Lloris juga melakukan eror saat bersua Newcastle United. Kiper asal Prancis ini tak cepat membuang bola saat mendapat pressing dari Callum Wilson. Alhasil, bola yang direbut Wilson malah berujung gol.

Eror tak cuma dibuat oleh Lloris. Davinson Sanchez membuat kesalahan saat bersua Bournemouth. Bek Kolombia itu terlalu cepat terjatuh saat memotong umpan sehingga tertipu dan memudahkan penyerang Bournemouth membuat gol.

Tak cuma kesalahan individu, lini belakang juga acap disorganisasi. Lihat saja gol yang dibuat Marseille di matchday terakhir Liga Champions. Para pemain belakang terpaku kepada bola sehingga abai dengan kehadiran pemain lawan. Fragmen yang terlihat beberapa detik setelahnya adalah perayaan gol di kubu Marseille.

Miskin Kreativitas

Masalah lain yang dihadapi Tottenham adalah kekurangan gelandang yang bisa membagi bola. Kehilangan Dejan Kulusevski di sisi tepi membuat Tottenham keseringan mengandalkan serangan balik.

Kulusevski memang berperan sebagai otak serangan Tottenham. Kendati bermain di tepi, pemain asal Swedia ini bisa membongkar lini pertahanan lawan lewat umpan dan kemampuan melepas manuver ke kotak penalti.

Sampai sejauh ini, Kulusevski sudah membuat rata-rata 1,7 umpan kunci. Kulusevski hanya kalah dari Son Heung-min dan Harry Kane yang mencatatkan rata-rata 2,2 dan 1,9 umpan kunci per 90 menit.

Selain itu, Kulusevski telah membuat tiga assist dalam enam laga sebagai starter.

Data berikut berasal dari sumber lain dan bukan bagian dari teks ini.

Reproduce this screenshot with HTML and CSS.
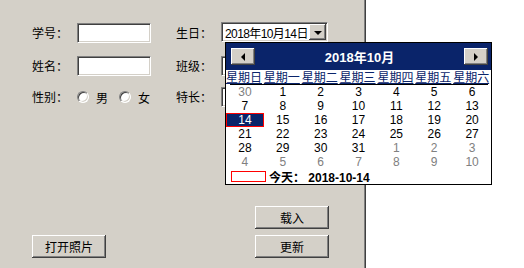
FILE: index.html
```html
<!DOCTYPE html>
<html lang="zh-CN">
<head>
    <meta charset="UTF-8">
    <title>学生信息</title>
    <link rel="stylesheet" href="styles.css">
</head>
<body>

<div class="window">
    <div class="form">
        <div class="fields">
            <label class="lbl">学号：</label>
            <input class="box" type="text">
            <label class="lbl">生日：</label>
            <div class="picker">
                <span class="picker-text">2018年10月14日</span>
                <span class="drop"><i class="tri-down"></i></span>
            </div>

            <label class="lbl">姓名：</label>
            <input class="box" type="text">
            <label class="lbl">班级：</label>
            <input class="box wide" type="text">

            <label class="lbl">性别：</label>
            <div class="radios">
                <span class="radio"></span><span class="radio-text">男</span>
                <span class="radio"></span><span class="radio-text">女</span>
            </div>
            <label class="lbl">特长：</label>
            <input class="box wide" type="text">
        </div>

        <div class="actions">
            <button class="btn load">载入</button>
            <button class="btn photo">打开照片</button>
            <button class="btn update">更新</button>
        </div>
    </div>

    <div class="side"></div>

    <div class="calendar">
        <div class="cal-head">
            <span class="nav"><i class="tri-left"></i></span>
            <span class="cal-title">2018年10月</span>
            <span class="nav"><i class="tri-right"></i></span>
        </div>
        <div class="weekdays">
            <span>星期日</span><span>星期一</span><span>星期二</span><span>星期三</span><span>星期四</span><span>星期五</span><span>星期六</span>
        </div>
        <div class="rule"></div>
        <div class="days">
            <span class="other">30</span><span>1</span><span>2</span><span>3</span><span>4</span><span>5</span><span>6</span>
            <span>7</span><span>8</span><span>9</span><span>10</span><span>11</span><span>12</span><span>13</span>
            <span class="selected">14</span><span>15</span><span>16</span><span>17</span><span>18</span><span>19</span><span>20</span>
            <span>21</span><span>22</span><span>23</span><span>24</span><span>25</span><span>26</span><span>27</span>
            <span>28</span><span>29</span><span>30</span><span>31</span><span class="other">1</span><span class="other">2</span><span class="other">3</span>
            <span class="other">4</span><span class="other">5</span><span class="other">6</span><span class="other">7</span><span class="other">8</span><span class="other">9</span><span class="other">10</span>
        </div>
        <div class="today">
            <span class="today-box"></span>
            <span class="today-text">今天： 2018-10-14</span>
        </div>
    </div>
</div>

</body>
</html>
```

FILE: styles.css
```css
body {
    margin: 0;
    background: #d4d0c8;
    font-family: "Liberation Sans", "Noto Sans CJK SC", sans-serif;
    font-size: 12px;
    color: #000;
    overflow: hidden;
}

.window {
    position: relative;
    display: flex;
    height: 268px;
}

.form {
    width: 364px;
    padding: 23px 0 0 32px;
    box-sizing: border-box;
}

.fields {
    display: grid;
    grid-template-columns: 45px 99px 45px 107px;
    grid-template-rows: 33px 31px 20px;
    align-items: start;
}

.lbl {
    height: 20px;
    line-height: 20px;
    font-family: "Noto Sans CJK SC", sans-serif;
}

.box {
    width: 74px;
    height: 20px;
    box-sizing: border-box;
    margin: 0;
    padding: 0 2px;
    background: #fff;
    border: 1px solid;
    border-color: #808080 #fff #fff #808080;
    box-shadow: inset 1px 1px #404040, inset -1px -1px #d4d0c8;
    outline: none;
}

.box.wide {
    width: 107px;
}

.picker {
    display: flex;
    align-items: center;
    justify-content: space-between;
    width: 107px;
    height: 20px;
    margin-top: -1px;
    box-sizing: border-box;
    padding: 0 1px 0 3px;
    background: #fff;
    border: 1px solid;
    border-color: #808080 #fff #fff #808080;
    box-shadow: inset 1px 1px #404040, inset -1px -1px #d4d0c8;
}

.picker-text {
    font-size: 12px;
    letter-spacing: -0.6px;
    white-space: nowrap;
}

.drop, .nav {
    display: flex;
    align-items: center;
    justify-content: center;
    box-sizing: border-box;
    background: #d4d0c8;
    box-shadow: inset -1px -1px #404040, inset 1px 1px #fff, inset -2px -2px #808080;
}

.drop {
    flex: none;
    width: 17px;
    height: 16px;
}

.tri-down {
    width: 0;
    height: 0;
    border-left: 4px solid transparent;
    border-right: 4px solid transparent;
    border-top: 4px solid #000;
    margin-top: 1px;
}

.radios {
    display: flex;
    align-items: center;
    height: 20px;
}

.radio {
    width: 12px;
    height: 12px;
    box-sizing: border-box;
    border-radius: 50%;
    background: #fff;
    border: 1px solid;
    border-color: #808080 #fff #fff #808080;
    box-shadow: inset 1px 1px #404040, inset -1px -1px #d4d0c8;
}

.radio-text {
    margin-left: 7px;
    margin-right: 11px;
    font-family: "Noto Sans CJK SC", sans-serif;
}

.actions {
    display: grid;
    grid-template-columns: 74px 149px 74px;
    grid-template-rows: 23px 23px;
    row-gap: 6px;
    margin-top: 99px;
}

.btn {
    margin: 0;
    padding: 0;
    font-family: "Noto Sans CJK SC", sans-serif;
    font-size: 12px;
    color: #000;
    background: #d4d0c8;
    border: none;
    box-shadow: inset -1px -1px #404040, inset 1px 1px #fff, inset -2px -2px #808080;
}

.load {
    grid-column: 3;
    grid-row: 1;
}

.photo {
    grid-column: 1;
    grid-row: 2;
}

.update {
    grid-column: 3;
    grid-row: 2;
}

.side {
    flex: 1;
    background: #fff;
    border-left: 1px solid #808080;
    box-shadow: inset 1px 0 #404040;
}

/* drop-down month calendar, lies over the form */
.calendar {
    position: absolute;
    left: 225px;
    top: 42px;
    width: 265px;
    height: 141px;
    border: 1px solid #000;
    background: #fff;
    z-index: 2;
}

.cal-head {
    display: flex;
    align-items: center;
    height: 27px;
    padding: 0 3px 0 5px;
    background: #0a246a;
}

.nav {
    width: 24px;
    height: 17px;
}

.tri-left {
    width: 0;
    height: 0;
    border-top: 4px solid transparent;
    border-bottom: 4px solid transparent;
    border-right: 4px solid #000;
}

.tri-right {
    width: 0;
    height: 0;
    border-top: 4px solid transparent;
    border-bottom: 4px solid transparent;
    border-left: 4px solid #000;
}

.cal-title {
    flex: 1;
    text-align: center;
    color: #fff;
    font-weight: bold;
    font-size: 13px;
}

.weekdays {
    display: grid;
    grid-template-columns: repeat(7, 1fr);
    height: 14px;
    line-height: 14px;
    color: #0a246a;
    font-family: "Noto Sans CJK SC", sans-serif;
    text-decoration: underline;
    white-space: nowrap;
}

.rule {
    height: 1px;
    margin: 0 3px 0 4px;
    background: #000;
}

.days {
    display: grid;
    grid-template-columns: repeat(7, 1fr);
    grid-auto-rows: 14px;
    line-height: 14px;
    text-align: center;
}

.days .other {
    color: #808080;
}

.days .selected {
    background: #0a246a;
    color: #fff;
    box-shadow: inset 0 0 0 1px #ff0000;
}

.today {
    display: flex;
    align-items: center;
    height: 15px;
    padding-left: 5px;
}

.today-box {
    flex: none;
    width: 35px;
    height: 11px;
    box-shadow: inset 0 0 0 1px #ff0000;
}

.today-text {
    margin-left: 3px;
    font-weight: bold;
    white-space: nowrap;
}
```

Torehan itu cuma terpaut satu dari Ivan Perisic yang menjadi pendulang assist terbanyak Tottenham.

Sialnya, Tottenham tak punya gelandang kreatif lain, khususnya di tengah. Pierre Hojbjerg, Rodrigo Bentancur, hingga Yves Bissouma lebih tepat buat disebut sebagai gelandang pekerja ketimbang pembagi bola yang lihai dan mampu keluar dari pressing lawan.

Tumpuan serangan terletak pada kedua tepi. Emerson Royal dan Ryan Sessegnon acap membantu serangan. Mereka bisa memberikan variasi di belakang tiga pemain depan yang biasa dimainkan.

Namun, sisi tepi tersebut harus juga mendapat suplai yang baik. Di sini, tugas para bek dan gelandang dalam mengalirkan bola sangatlah penting.

Oleh karena itu, ketika bek dan gelandang ditekan lawan, Tottenham kebingungan melancarkan tekanan. Mereka acap melakukan long ball memanfaatkan kecepatan Son dan Kane.

Minimnya kreativitas Tottenham terlihat saat bersua Bournemouth dan Marseille. Pada laga tersebut, Tottenham yang lebih dulu tertinggal mencoba menambah intensitas serangan di babak kedua.

Namun, Tottenham lebih banyak mengandalkan umpan-umpan silang untuk menembus pertahanan Bournemouth. Sebagai catatan, di babak pertama sudah ada 25 kali umpan silang dilakukan. Angka tersebut bertambah di babak kedua sebanyak 28 kali.

Umpan silang yang dilakukan juga tak memiliki akurasi yang baik. Hanya 10 dari 53 umpan yang dilepaskan yang berhasil mencapai target. Untungnya, Tottenham berhasil membuat gol yang salah satunya melalui bola mati.

***

Meski sudah disokong dana besar, Conte merasa Tottenham belum sempurna. Masih ada beberapa sektor yang harus dibenahi agar Tottenham bisa menjadi raja di Premier League.

"Kami baru saja memulai proses untuk membawa Tottenham ke posisi terbaik agar lebih kompetitif untuk berjuang meraih gelar Premier League. Kami baru memulai," tutur Conte usai Tottenham tumbang dari Newcastle akhir Oktober lalu.

Well, sampai saat ini Tottenham tetaplah Tottenham: Klub yang jago mematahkan ekspektasi para suporternya.